Despite my preference for a different composition, the very low expense ratio still makes the fund appealing overall. I dislike funds with high fees because I don't believe that you will always "get what you pay for." You might get it, or you might not, the only thing you are guaranteed with high fees is that you will definitely pay for it.

Conclusion

I'm currently screening a large volume of ETFs for my own portfolio. I'll do a little more digging on SCHH later and post what I find. I'm leaning towards including SCHH in my portfolio based on the acceptable level of correlation and the very low expense ratio. The portfolio I'm building is through Schwab, so I'm able to trade SCHH with no commissions.

I have not begun the process of funding the account yet, so it will be at least a couple weeks before I might put in an order.

Disclosure: The author has no positions in any stocks mentioned, and no plans to initiate any positions within the next 72 hours.

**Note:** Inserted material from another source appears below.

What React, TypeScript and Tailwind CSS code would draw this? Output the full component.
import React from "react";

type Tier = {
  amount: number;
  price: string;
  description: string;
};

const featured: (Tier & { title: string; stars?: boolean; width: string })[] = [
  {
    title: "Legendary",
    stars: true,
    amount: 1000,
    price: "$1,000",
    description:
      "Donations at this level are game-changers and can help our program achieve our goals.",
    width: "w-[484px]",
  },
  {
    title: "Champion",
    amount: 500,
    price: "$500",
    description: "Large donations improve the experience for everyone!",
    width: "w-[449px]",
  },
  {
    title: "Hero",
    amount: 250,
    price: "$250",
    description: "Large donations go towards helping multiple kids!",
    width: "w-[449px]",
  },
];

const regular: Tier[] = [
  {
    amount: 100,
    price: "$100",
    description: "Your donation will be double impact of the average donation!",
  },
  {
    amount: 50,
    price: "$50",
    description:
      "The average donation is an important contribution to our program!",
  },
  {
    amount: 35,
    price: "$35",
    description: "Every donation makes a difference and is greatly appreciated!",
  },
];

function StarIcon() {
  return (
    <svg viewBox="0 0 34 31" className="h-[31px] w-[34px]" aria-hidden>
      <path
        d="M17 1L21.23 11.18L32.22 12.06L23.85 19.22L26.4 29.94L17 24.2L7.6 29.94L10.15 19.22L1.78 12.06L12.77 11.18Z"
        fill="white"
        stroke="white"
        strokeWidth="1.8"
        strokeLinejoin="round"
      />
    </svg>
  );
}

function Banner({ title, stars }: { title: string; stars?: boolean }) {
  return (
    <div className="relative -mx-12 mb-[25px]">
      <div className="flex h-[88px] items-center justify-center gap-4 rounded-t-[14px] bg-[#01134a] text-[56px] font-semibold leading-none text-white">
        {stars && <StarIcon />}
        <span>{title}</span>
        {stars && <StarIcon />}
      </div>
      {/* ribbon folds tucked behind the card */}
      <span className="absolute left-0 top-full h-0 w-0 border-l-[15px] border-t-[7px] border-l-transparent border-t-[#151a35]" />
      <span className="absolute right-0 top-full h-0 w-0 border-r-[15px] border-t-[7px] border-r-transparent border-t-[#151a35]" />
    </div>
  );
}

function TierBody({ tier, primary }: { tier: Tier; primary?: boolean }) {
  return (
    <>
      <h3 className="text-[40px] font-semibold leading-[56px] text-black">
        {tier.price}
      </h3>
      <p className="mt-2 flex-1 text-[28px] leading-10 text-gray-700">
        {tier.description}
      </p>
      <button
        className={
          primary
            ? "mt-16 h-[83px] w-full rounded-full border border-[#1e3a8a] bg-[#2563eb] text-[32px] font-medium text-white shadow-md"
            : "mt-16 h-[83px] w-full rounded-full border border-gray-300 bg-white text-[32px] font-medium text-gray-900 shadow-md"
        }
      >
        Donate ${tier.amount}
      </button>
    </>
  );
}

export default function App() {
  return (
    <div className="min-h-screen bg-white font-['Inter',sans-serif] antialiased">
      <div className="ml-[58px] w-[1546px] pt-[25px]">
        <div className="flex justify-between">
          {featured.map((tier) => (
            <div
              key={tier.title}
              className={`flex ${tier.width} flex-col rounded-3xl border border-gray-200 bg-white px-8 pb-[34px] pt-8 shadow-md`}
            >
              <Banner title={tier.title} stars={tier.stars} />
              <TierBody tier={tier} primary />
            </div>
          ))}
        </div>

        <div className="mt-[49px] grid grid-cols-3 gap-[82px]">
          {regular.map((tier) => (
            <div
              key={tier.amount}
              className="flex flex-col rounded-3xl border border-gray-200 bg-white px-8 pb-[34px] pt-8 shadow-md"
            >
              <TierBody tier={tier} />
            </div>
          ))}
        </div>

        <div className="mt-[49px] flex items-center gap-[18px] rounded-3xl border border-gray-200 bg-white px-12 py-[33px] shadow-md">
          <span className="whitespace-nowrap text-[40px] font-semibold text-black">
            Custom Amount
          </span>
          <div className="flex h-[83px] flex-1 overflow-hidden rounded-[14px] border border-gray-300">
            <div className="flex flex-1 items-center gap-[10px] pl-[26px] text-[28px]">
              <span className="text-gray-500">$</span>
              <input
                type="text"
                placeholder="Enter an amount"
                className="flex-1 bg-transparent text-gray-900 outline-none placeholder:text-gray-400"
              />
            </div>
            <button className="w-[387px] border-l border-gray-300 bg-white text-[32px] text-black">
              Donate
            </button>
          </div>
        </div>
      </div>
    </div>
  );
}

The author wrote this article themselves, and it expresses their own opinions. The author is not receiving compensation for it (other than from Seeking Alpha). The author has no business relationship with any company whose stock is mentioned in this article.

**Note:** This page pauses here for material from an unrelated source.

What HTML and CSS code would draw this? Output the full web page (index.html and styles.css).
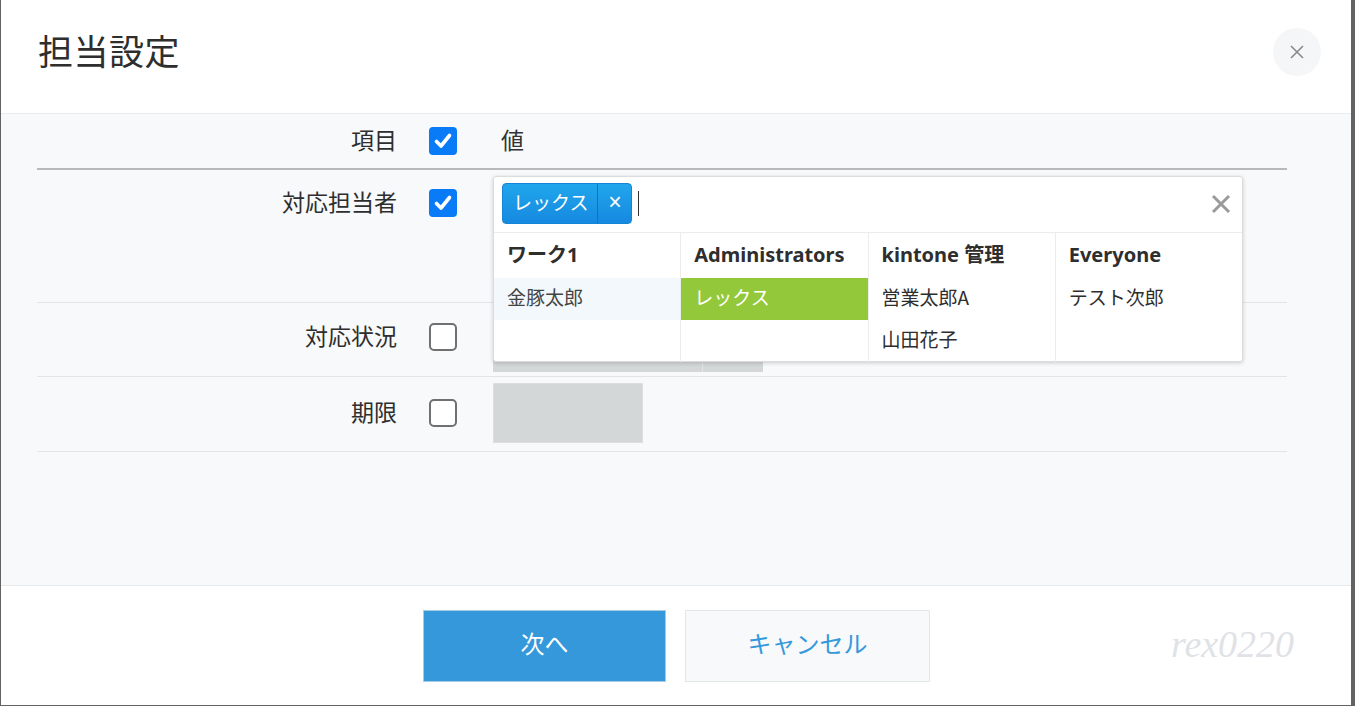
FILE: index.html
```html
<!DOCTYPE html>
<html lang="ja">
<head>
<meta charset="utf-8">
<title>担当設定</title>
<link rel="stylesheet" href="styles.css">
</head>
<body>
<div class="modal">
  <header class="modal-header">
    <h1 class="modal-title">担当設定</h1>
    <button class="close-btn" aria-label="close">
      <svg width="16" height="16" viewBox="0 0 16 16"><path d="M2 2 L14 14 M14 2 L2 14" stroke="#8a8a8a" stroke-width="1.6" fill="none"/></svg>
    </button>
  </header>
  <main class="modal-body">
    <div class="row row-head">
      <div class="cell-label">項目</div>
      <div class="cell-check"><span class="cb checked"><svg viewBox="0 0 28 28" width="28" height="28"><path d="M7.5 14.5 L12 19 L20.5 8.5" stroke="#fff" stroke-width="3.6" fill="none" stroke-linecap="round" stroke-linejoin="round"/></svg></span></div>
      <div class="cell-value head-value">値</div>
    </div>
    <div class="row row-user">
      <div class="cell-label">対応担当者</div>
      <div class="cell-check"><span class="cb checked"><svg viewBox="0 0 28 28" width="28" height="28"><path d="M7.5 14.5 L12 19 L20.5 8.5" stroke="#fff" stroke-width="3.6" fill="none" stroke-linecap="round" stroke-linejoin="round"/></svg></span></div>
      <div class="cell-value">
        <div class="picker">
          <div class="picker-input">
            <span class="tag"><span class="tag-text">レックス</span><span class="tag-x">×</span></span>
            <span class="caret"></span>
            <span class="clear">
              <svg width="20" height="20" viewBox="0 0 20 20"><path d="M2 2 L18 18 M18 2 L2 18" stroke="#9a9a9a" stroke-width="3" fill="none"/></svg>
            </span>
          </div>
          <div class="picker-cols">
            <div class="col">
              <div class="col-head">ワーク1</div>
              <div class="item hover">金豚太郎</div>
            </div>
            <div class="col">
              <div class="col-head">Administrators</div>
              <div class="item selected">レックス</div>
            </div>
            <div class="col">
              <div class="col-head">kintone 管理</div>
              <div class="item">営業太郎A</div>
              <div class="item">山田花子</div>
            </div>
            <div class="col">
              <div class="col-head">Everyone</div>
              <div class="item">テスト次郎</div>
            </div>
          </div>
        </div>
      </div>
    </div>
    <div class="row row-status">
      <div class="cell-label">対応状況</div>
      <div class="cell-check"><span class="cb"></span></div>
      <div class="cell-value"><div class="select-box"><span class="sel-main"></span><span class="sel-arrow"></span></div></div>
    </div>
    <div class="row row-date">
      <div class="cell-label">期限</div>
      <div class="cell-check"><span class="cb"></span></div>
      <div class="cell-value"><div class="date-box"></div></div>
    </div>
  </main>
  <footer class="modal-footer">
    <button class="btn btn-primary">次へ</button>
    <button class="btn btn-cancel">キャンセル</button>
    <span class="watermark">rex0220</span>
  </footer>
</div>
</body>
</html>
```

FILE: styles.css
```css
* { box-sizing: border-box; }
html, body { margin: 0; padding: 0; }
body {
  width: 1355px;
  height: 706px;
  background: #626262;
  overflow: hidden;
  font-family: "Noto Sans", "Noto Sans CJK JP", sans-serif;
  color: #333;
}
.modal {
  margin-left: 1px;
  width: 1350px;
  height: 705px;
  background: #fff;
  display: flex;
  flex-direction: column;
}
.modal-header {
  height: 114px;
  flex: none;
  border-bottom: 1px solid #e9ecef;
  display: flex;
  align-items: center;
  justify-content: space-between;
  padding: 0 30px 10px 37px;
}
.modal-title {
  margin: 0 0 4px 0;
  font-size: 35px;
  font-weight: 400;
  color: #2e2e2e;
  letter-spacing: 0.5px;
  font-family: "Noto Sans CJK JP", sans-serif;
}
.close-btn {
  width: 48px;
  height: 48px;
  border-radius: 50%;
  border: none;
  background: #f5f6f8;
  display: flex;
  align-items: center;
  justify-content: center;
  padding: 0;
}
.modal-body {
  flex: 1;
  background: #f7f9fa;
  padding: 0 64px 0 36px;
}
.row {
  display: flex;
  border-bottom: 1px solid #e2e4e6;
}
.cell-label {
  width: 360px;
  text-align: right;
  font-size: 23px;
  font-family: "Noto Sans CJK JP", sans-serif;
  line-height: 28px;
  color: #2e2e2e;
  padding-bottom: 4px;
}
.cell-check {
  width: 96px;
  padding-left: 32px;
  display: flex;
}
.cell-value {
  flex: 1;
  position: relative;
}
.cb {
  width: 28px;
  height: 28px;
  border-radius: 5px;
  border: 2px solid #707070;
  background: #fff;
  display: block;
}
.cb.checked {
  border: none;
  background: #0a7bf6;
  border-radius: 4px;
}
.cb svg { display: block; }
.row-head {
  height: 56px;
  align-items: center;
  border-bottom: 2px solid #b9b9b9;
  padding-bottom: 1px;
}
.head-value {
  font-size: 23px;
  font-family: "Noto Sans CJK JP", sans-serif;
  padding-left: 8px;
  line-height: 28px;
  padding-bottom: 4px;
}
.row-user {
  height: 133px;
  padding-top: 19px;
}
.row-user .cell-label { margin-top: -2px; }
.row-status {
  height: 74px;
  align-items: center;
}
.row-status .cell-label, .row-status .cell-check { margin-top: -6px; }
.row-date {
  height: 75px;
  align-items: center;
}
.row-date .cell-label, .row-date .cell-check { margin-top: -3px; }
.select-box {
  display: flex;
  width: 270px;
  height: 60px;
  margin-top: 4px;
}
.sel-main { width: 209px; background: #d4d7d8; }
.sel-arrow { flex: 1; background: #d4d7d8; border-left: 1px solid #e2e4e5; }
.date-box {
  width: 150px;
  height: 60px;
  background: #d4d7d8;
  border: 1px solid #dcdfe0;
  margin-top: -2px;
}
.picker {
  position: absolute;
  left: 0;
  top: -13px;
  width: 750px;
  height: 186px;
  background: #fff;
  border: 1px solid #dcdcdc;
  border-radius: 3px;
  box-shadow: 0 1px 4px rgba(0,0,0,0.18);
  display: flex;
  flex-direction: column;
  z-index: 2;
}
.picker-input {
  height: 56px;
  flex: none;
  border-bottom: 1px solid #ececec;
  display: flex;
  align-items: center;
  padding: 0 0 2px 8px;
}
.tag {
  display: flex;
  height: 41px;
  border-radius: 4px;
  background: linear-gradient(#20a6ec, #1689e0);
  border: 1px solid #1584d4;
  color: #fff;
  align-items: stretch;
  font-family: "Noto Sans CJK JP", sans-serif;
}
.tag-text {
  font-size: 19px;
  line-height: 36px;
  padding: 0 9px 0 10px;
}
.tag-x {
  width: 34px;
  border-left: 1px solid #1472b5;
  text-align: center;
  font-size: 23px;
  line-height: 37px;
  font-family: "Liberation Sans", sans-serif;
}
.caret {
  width: 1px;
  height: 25px;
  background: #333;
  margin-left: 6px;
}
.clear {
  margin-left: auto;
  margin-right: 11px;
  display: flex;
}
.picker-cols {
  flex: 1;
  display: flex;
}
.col {
  flex: 1;
  border-left: 1px solid #ececec;
}
.col:first-child { border-left: none; }
.col-head {
  height: 45px;
  padding-left: 13px;
  font-weight: 700;
  font-size: 20px;
  line-height: 43px;
  color: #2e2e2e;
}
.item {
  height: 42px;
  line-height: 38px;
  padding-left: 13px;
  font-size: 19px;
  font-family: "Noto Sans CJK JP", sans-serif;
  color: #2e2e2e;
}
.item.hover { background: #f2f8fb; color: #444; }
.item.selected { background: #93c83a; color: #fff; }
.modal-footer {
  height: 120px;
  flex: none;
  border-top: 1px solid #e6e9eb;
  display: flex;
  align-items: center;
  justify-content: center;
  gap: 19px;
  position: relative;
  padding-left: 1px;
}
.btn {
  height: 72px;
  font-size: 24px;
  font-family: "Noto Sans CJK JP", sans-serif;
  padding: 0 0 6px 0;
}
.btn-primary {
  width: 243px;
  background: #3498db;
  border: 1px solid #a9cce6;
  color: #fff;
}
.btn-cancel {
  width: 245px;
  background: #f7f9fa;
  border: 1px solid #e3e7e8;
  color: #3498db;
}
.watermark {
  position: absolute;
  left: 1170px;
  top: 36px;
  font-family: "Liberation Serif", serif;
  font-style: italic;
  font-size: 38px;
  color: #dfe2e6;
}
```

Additional disclosure: Information in this article represents the opinion of the analyst. All statements are represented as opinions, rather than facts, and should not be construed as advice to buy or sell a security. Ratings of “outperform” and “underperform” reflect the analyst’s estimation of a divergence between the market value for a security and the price that would be appropriate given the potential for risks and returns relative to other securities. The analyst does not know your particular objectives for returns or constraints upon investing. All investors are encouraged to do their own research before making any investment decision. Information is regularly obtained from Yahoo Finance, Google Finance, and SEC Database. If Yahoo, Google, or the SEC database contained faulty or old information it could be incorporated into my analysis. The analyst holds a diversified portfolio including mutual funds or index funds which may include a small long exposure to the stock.